While complaining about the seven-hour ordeal, I should acknowledge that, during the two hours between plays, we had a great martini, decent wine, and a good dinner in the RSC’s Rooftop restaurant. How did Cicero, played by Richard McCabe, find the stamina for his stellar performance? He is almost never off the stage, in Part I, “Conspirator,” which recounts chiefly the Catiline conspiracy, or in Part II, “Dictator,” which takes the story through Julius Caesar’s assassination through the victory and accession of Octavian. He speaks more words than I think I’ve ever heard from a single actor – many of them, my Cicero-savvy wife points out, translations, or derived from his actual orations. How can anyone commit that much material to memory? I am in awe of McCabe’s memory – but also of his achievement in delivering these many speeches and famous lines (“O tempora! O mores”), in low-key translation, without bombast, and with minimum rhetorical flourish. If it seems peculiar that the most celebrated rhetor in history eschews much of the dramatic effect of his words, it is probably (as my wife again avers) because “he’d wipe the rest of the actors off the stage.” So, good for Mr McCabe and Mr Doran.
Mr Poulton, who also adapted the Hilary Mantel novels for Wolf Hall (which I have to confess to enjoying a tad more), has made Tiro, Cicero’s real-life secretary, into an occasional narrator, who breaks the fourth wall to tell the audience who’s who, who’s done what, and how things are going to end. He also editorialises a bit, and has all the funniest jokes. I particularly enjoyed it when Tiro (played with aplomb and good humour by Joseph Kloska) remarks that “losing one Consul is unfortunate; losing two is …” and the audience finishes the Wildean quotation for themselves. But there is nothing careless about this production.
Most of the really evil characters echo Donald Trump. Catiline (Joe Dixon, made-up to look really scary), Cicero’s “aristocratic rival,” has a Trumpian sense of entitlement, his narcissism compounded by his ignorance. Pompey, the conquering general, has a ridiculous-looking Donald Trump wig, and makes the sinister but comic O-gesture of the Donald’s wee hands. In the second play Joe Dixon is Mark Antony, whose nasty populism is as dangerous as the Donald’s. Peter de Jersey is strangely handsome as Julius Caesar in both plays, and Cicero comes to recognise that sparing Caesar the garrotte – for his part in the Catiline conspiracy – was his worst mistake.

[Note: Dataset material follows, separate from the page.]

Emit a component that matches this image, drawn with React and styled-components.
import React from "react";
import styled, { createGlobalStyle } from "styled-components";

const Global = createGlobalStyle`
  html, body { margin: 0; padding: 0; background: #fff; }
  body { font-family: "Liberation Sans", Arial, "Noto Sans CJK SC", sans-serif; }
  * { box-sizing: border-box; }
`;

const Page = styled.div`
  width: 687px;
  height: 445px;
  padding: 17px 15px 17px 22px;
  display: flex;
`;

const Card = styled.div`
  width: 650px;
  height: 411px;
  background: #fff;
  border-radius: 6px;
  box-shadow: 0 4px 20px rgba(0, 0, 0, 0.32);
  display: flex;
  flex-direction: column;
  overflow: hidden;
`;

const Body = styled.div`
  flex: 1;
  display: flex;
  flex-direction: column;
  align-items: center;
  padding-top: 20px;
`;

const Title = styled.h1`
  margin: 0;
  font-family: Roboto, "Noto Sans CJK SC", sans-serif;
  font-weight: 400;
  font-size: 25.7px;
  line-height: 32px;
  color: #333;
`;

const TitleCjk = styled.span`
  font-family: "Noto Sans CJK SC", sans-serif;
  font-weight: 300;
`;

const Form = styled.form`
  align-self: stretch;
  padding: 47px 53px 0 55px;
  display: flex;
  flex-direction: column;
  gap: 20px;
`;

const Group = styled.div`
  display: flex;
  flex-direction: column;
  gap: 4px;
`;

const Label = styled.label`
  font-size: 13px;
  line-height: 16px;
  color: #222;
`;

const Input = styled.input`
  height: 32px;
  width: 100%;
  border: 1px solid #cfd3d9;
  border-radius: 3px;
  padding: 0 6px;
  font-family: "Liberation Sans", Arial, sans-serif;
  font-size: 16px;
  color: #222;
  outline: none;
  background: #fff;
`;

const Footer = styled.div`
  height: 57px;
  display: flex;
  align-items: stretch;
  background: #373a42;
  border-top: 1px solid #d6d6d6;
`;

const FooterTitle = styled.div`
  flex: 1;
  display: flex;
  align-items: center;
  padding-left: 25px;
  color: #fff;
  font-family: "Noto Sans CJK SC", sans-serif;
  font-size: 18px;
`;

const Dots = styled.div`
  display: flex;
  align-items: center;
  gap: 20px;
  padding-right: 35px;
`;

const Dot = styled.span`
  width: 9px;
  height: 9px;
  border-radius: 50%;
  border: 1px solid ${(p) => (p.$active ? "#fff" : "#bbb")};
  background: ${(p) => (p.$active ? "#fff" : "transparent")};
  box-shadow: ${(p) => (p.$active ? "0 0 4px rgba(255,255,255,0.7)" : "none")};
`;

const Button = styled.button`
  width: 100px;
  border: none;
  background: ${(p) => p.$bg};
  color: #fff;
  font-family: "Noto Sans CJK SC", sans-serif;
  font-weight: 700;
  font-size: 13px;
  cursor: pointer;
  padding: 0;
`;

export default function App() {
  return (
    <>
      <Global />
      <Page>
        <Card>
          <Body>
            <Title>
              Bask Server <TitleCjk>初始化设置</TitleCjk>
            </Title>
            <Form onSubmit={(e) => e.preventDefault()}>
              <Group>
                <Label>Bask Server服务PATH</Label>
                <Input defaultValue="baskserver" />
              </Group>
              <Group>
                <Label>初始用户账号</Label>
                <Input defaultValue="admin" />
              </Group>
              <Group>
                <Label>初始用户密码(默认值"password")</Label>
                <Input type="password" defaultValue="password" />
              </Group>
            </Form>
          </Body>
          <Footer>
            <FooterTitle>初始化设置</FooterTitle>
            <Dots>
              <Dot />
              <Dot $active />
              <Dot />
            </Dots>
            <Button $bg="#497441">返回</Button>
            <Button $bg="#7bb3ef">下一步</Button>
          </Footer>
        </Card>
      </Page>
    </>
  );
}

Perhaps, though, Cicero made an even greater mistake in believing Octavian really did mean to restore the republic. Oliver Johnstone plays Caesar’s adopted son as a pretty, bisexual, seemingly sincere 19-year-old, too young for treachery. The scene in which he reveals to Cicero that he has Trumpian delusions, and believes he is a god (son of the gorgeous Apollo, of course) is magnificent.
The actors are uniformly excellent in both plays, and the “creatives” superb. Designer Anthony Warner’s simple sets have a kind of splendour (enhanced by Mark Henderson’s lighting) and his Roman costumes include particularly comfortable-looking togas, peplums and sandals. The one battle scene is pleasingly balletic; and composer Paul Englishby’s live music is apt. The over-all noise level is a little high for such a small space. I’m glad I left my hearing aids at home.

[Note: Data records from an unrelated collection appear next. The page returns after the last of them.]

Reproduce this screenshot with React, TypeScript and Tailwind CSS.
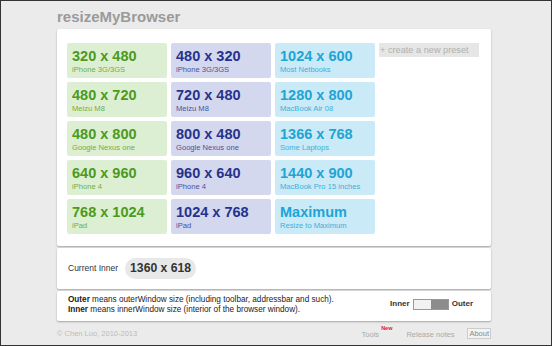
import React from "react";

type Preset = { size: string; label: string };

const green: Preset[] = [
  { size: "320 x 480", label: "iPhone 3G/3GS" },
  { size: "480 x 720", label: "Meizu M8" },
  { size: "480 x 800", label: "Google Nexus one" },
  { size: "640 x 960", label: "iPhone 4" },
  { size: "768 x 1024", label: "iPad" },
];
const blue: Preset[] = [
  { size: "480 x 320", label: "iPhone 3G/3GS" },
  { size: "720 x 480", label: "Meizu M8" },
  { size: "800 x 480", label: "Google Nexus one" },
  { size: "960 x 640", label: "iPhone 4" },
  { size: "1024 x 768", label: "iPad" },
];
const cyan: Preset[] = [
  { size: "1024 x 600", label: "Most Netbooks" },
  { size: "1280 x 800", label: "MacBook Air 08" },
  { size: "1366 x 768", label: "Some Laptops" },
  { size: "1440 x 900", label: "MacBook Pro 15 inches" },
  { size: "Maximum", label: "Resize to Maximum" },
];

function Card({ p, kind }: { p: Preset; kind: "g" | "b" | "c" }) {
  const bg = kind === "g" ? "bg-[#ddefd3]" : kind === "b" ? "bg-[#d4d8ee]" : "bg-[#c9eaf6]";
  const fg = kind === "g" ? "text-[#4b9a1c]" : kind === "b" ? "text-[#26328c]" : "text-[#1fa4d5]";
  const sub = kind === "g" ? "text-[#72ad4a]" : kind === "b" ? "text-[#4553a0]" : "text-[#3fb0db]";
  return (
    <div className={`h-[35px] rounded-[2px] pl-[5px] pt-[5px] ${bg}`}>
      <div className={`text-[14.5px] leading-[16px] font-bold ${fg}`}>{p.size}</div>
      <div className={`text-[7.6px] leading-[9px] mt-[1px] ${sub}`}>{p.label}</div>
    </div>
  );
}

export default function App() {
  return (
    <div className="w-[552px] h-[346px] border border-[#333] bg-[#ebebeb] font-['Liberation_Sans',Arial,sans-serif] overflow-hidden">
      <div className="ml-[56px] w-[434px]">
        <div className="pt-[7px] text-[15px] leading-[17px] font-bold text-[#9a9a9a]">resizeMyBrowser</div>
        <div className="mt-[4px] bg-white rounded-[2px] shadow-[0_1px_2px_rgba(0,0,0,0.3)] pl-[10px] pt-[14px] h-[217px]">
          <div className="grid grid-cols-[100px_100px_100px_100px] gap-x-[4px] gap-y-[4px]">
            {green.map((g, i) => (
              <React.Fragment key={i}>
                <Card p={g} kind="g" />
                <Card p={blue[i]} kind="b" />
                <Card p={cyan[i]} kind="c" />
                {i === 0 ? (
                  <div className="h-[14px] bg-[#e6e6e6] text-[9.2px] leading-[14px] text-[#b0b0b0] pl-[1px]">
                    + create a new preset
                  </div>
                ) : (
                  <div />
                )}
              </React.Fragment>
            ))}
          </div>
        </div>
        <div className="mt-[2px] h-[41px] bg-white rounded-[2px] shadow-[0_1px_2px_rgba(0,0,0,0.3)] flex items-center pl-[11px]">
          <span className="text-[8.5px] text-[#333]">Current Inner</span>
          <span className="ml-[7px] h-[21px] rounded-full bg-[#e8e8e8] px-[5px] flex items-center text-[12.2px] font-bold text-[#333]">
            1360 x 618
          </span>
        </div>
        <div className="mt-[2px] h-[30px] bg-white rounded-[2px] shadow-[0_1px_2px_rgba(0,0,0,0.3)] flex items-center justify-between pl-[11px] pr-[18px]">
          <div className="text-[8.2px] leading-[10px] text-[#222] -mt-[3px]">
            <div>
              <b>Outer</b> means outerWindow size (including toolbar, addressbar and such).
            </div>
            <div>
              <b>Inner</b> means innerWindow size (interior of the browser window).
            </div>
          </div>
          <div className="flex items-center gap-[2px] text-[8px] font-bold text-[#333] -mt-[4px]">
            <span>Inner</span>
            <div className="flex w-[36px] h-[11px] border border-[#999] ml-[1px] mr-[1px]">
              <div className="flex-1 bg-[#f2f2f2]" />
              <div className="flex-1 bg-[#8c8c8c]" />
            </div>
            <span>Outer</span>
          </div>
        </div>
        <div className="mt-[3px] flex items-center justify-between h-[20px] text-[7.5px] text-[#aaa]">
          <span className="text-[#bbb]">© Chen Luo, 2010-2013</span>
          <div className="flex items-start">
            <span className="mt-[2px]">Tools</span>
            <span className="text-[5.5px] leading-[6px] text-[#e02020] font-bold ml-[2px] -mt-[2px]">New</span>
            <span className="ml-[14px] mt-[2px]">Release notes</span>
            <span className="ml-[13px] mt-[1px] border border-[#ccc] bg-[#f3f3f3] px-[1px] leading-[9px] text-[#888]">About</span>
          </div>
        </div>
      </div>
    </div>
  );
}
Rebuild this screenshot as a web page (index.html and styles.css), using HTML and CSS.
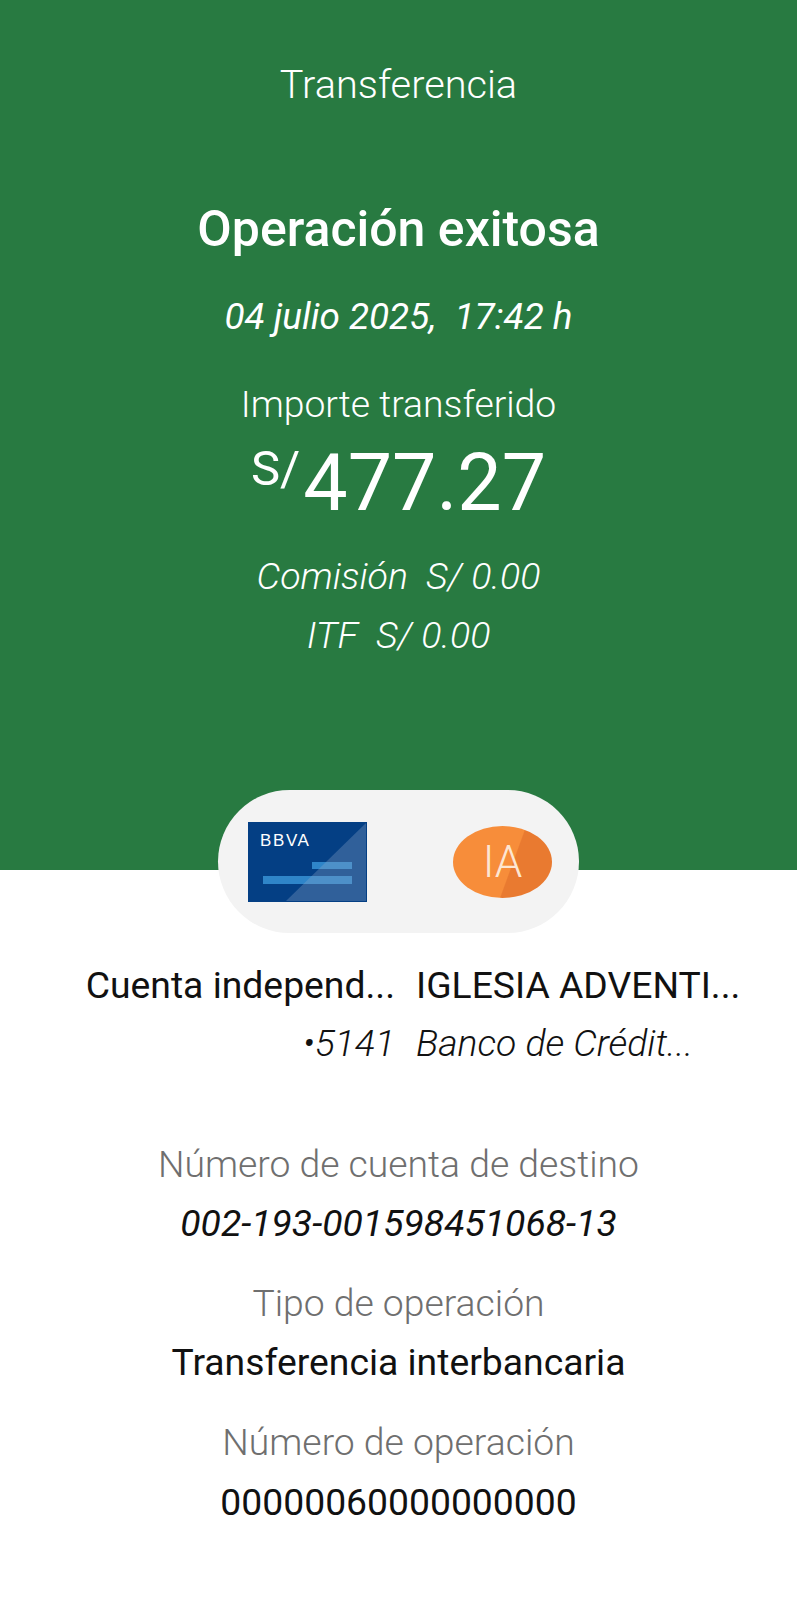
FILE: index.html
```html
<!DOCTYPE html>
<html lang="es">
<head>
<meta charset="utf-8">
<title>Transferencia</title>
<link rel="stylesheet" href="styles.css">
</head>
<body>
<header class="hero">
  <h1 class="title">Transferencia</h1>
  <h2 class="status">Operación exitosa</h2>
  <p class="date">04 julio 2025,&nbsp; 17:42 h</p>
  <p class="amount-label">Importe transferido</p>
  <p class="amount"><span class="currency">S/</span>477.27</p>
  <p class="fee fee-first">Comisión&nbsp; S/ 0.00</p>
  <p class="fee">ITF&nbsp; S/ 0.00</p>
</header>
<div class="pill-wrap">
  <div class="pill">
    <svg class="card" viewBox="0 0 119 80" aria-hidden="true">
      <rect width="119" height="80" fill="#043f84"/>
      <rect x="15" y="54" width="89" height="8" fill="#2f85c9"/>
      <rect x="64" y="40" width="40" height="7" fill="#2f85c9"/>
      <path d="M38 79 L118 1 V79 Z" fill="#8fa9c9" fill-opacity=".32"/>
      <text x="12" y="24" class="card-text">BBVA</text>
    </svg>
    <div class="avatar"><span class="avatar-text">IA</span></div>
  </div>
</div>
<section class="parties">
  <div class="party party-from">
    <p class="party-name">Cuenta independ...</p>
    <p class="party-sub">•5141</p>
  </div>
  <div class="party">
    <p class="party-name">IGLESIA ADVENTI...</p>
    <p class="party-sub">Banco de Crédit...</p>
  </div>
</section>
<section class="details">
  <p class="label">Número de cuenta de destino</p>
  <p class="value value-italic">002-193-001598451068-13</p>
  <p class="label">Tipo de operación</p>
  <p class="value">Transferencia interbancaria</p>
  <p class="label">Número de operación</p>
  <p class="value">00000060000000000</p>
</section>
</body>
</html>
```
FILE: styles.css
```css
* { box-sizing: border-box; margin: 0; padding: 0; }
html, body { background: #fff; }
body {
  font-family: Roboto, "Liberation Sans", sans-serif;
  width: 797px;
  height: 1600px;
  overflow: hidden;
  text-align: center;
  color: #111;
}
.hero {
  background: #287a41;
  color: #fff;
  height: 870px;
  padding-top: 62px;
}
.title { font-size: 39.7px; font-weight: 300; line-height: 46px; }
.status { font-size: 50px; font-weight: 500; line-height: 52px; margin-top: 95px; }
.date { font-size: 36.9px; font-style: italic; line-height: 40px; margin-top: 42px; }
.amount-label { font-size: 37.3px; font-weight: 300; line-height: 44px; margin-top: 45px; }
.amount { font-size: 79px; font-weight: 400; line-height: 86px; margin-top: 14px; }
.currency { font-size: 49px; font-weight: 400; vertical-align: 25px; line-height: 0; margin-right: 3px; }
.fee { font-size: 37.5px; font-weight: 300; font-style: italic; line-height: 42px; margin-top: 17px; }
.fee-first { margin-top: 29px; }
.pill-wrap { display: flex; justify-content: center; margin-top: -80px; }
.pill {
  width: 361px;
  height: 143px;
  background: #f3f3f3;
  border-radius: 72px;
  display: flex;
  align-items: center;
  justify-content: space-between;
  padding: 0 27px 0 30px;
}
.card { width: 119px; height: 80px; display: block; margin-top: 1px; }
.card-text { font-family: "Liberation Sans", sans-serif; font-size: 17px; font-weight: 400; fill: #fff; letter-spacing: 1.6px; }
.avatar {
  width: 99px;
  height: 72px;
  border-radius: 50%;
  background: linear-gradient(110deg, #f78d3a 0 58%, #e97a30 59%);
  display: flex;
  align-items: center;
  justify-content: center;
}
.avatar-text { color: #fde6d2; font-size: 44px; font-weight: 300; }
.parties {
  display: grid;
  grid-template-columns: 395px 1fr;
  column-gap: 21px;
  margin-top: 30px;
}
.party { text-align: left; }
.party-from { text-align: right; }
.party-name { font-size: 37.3px; line-height: 44px; }
.party-sub { font-size: 37.3px; font-weight: 300; font-style: italic; line-height: 40px; margin-top: 16px; }
.details { margin-top: 79px; }
.label { font-size: 37.3px; font-weight: 300; color: #6f6f6f; line-height: 44px; margin-top: 36px; }
.label:first-child { margin-top: 0; }
.value { font-size: 37.3px; line-height: 44px; margin-top: 15px; }
.value:last-child { margin-top: 16px; }
.value-italic { font-style: italic; }
```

Is there a warning for us in Imperium? Of course there is – though it’s not so much that we face the threat of the republic being overthrown, and a dictator running the show. Our problem is more the danger of the Leges Clodiae, when Cicero’s patrician protégé-turned-enemy, Clodius, got himself converted into a plebeian so that he could be elected Tribune of the Plebs, and passed laws allowing fascist mobs to flourish. Is there an analogy between the Clodians and the Brexiteers? I think probably, yes. But there is a definite and stronger link between the Roman mob and the festering, undereducated American electorate that put Trump in office, and allows him to continue in it.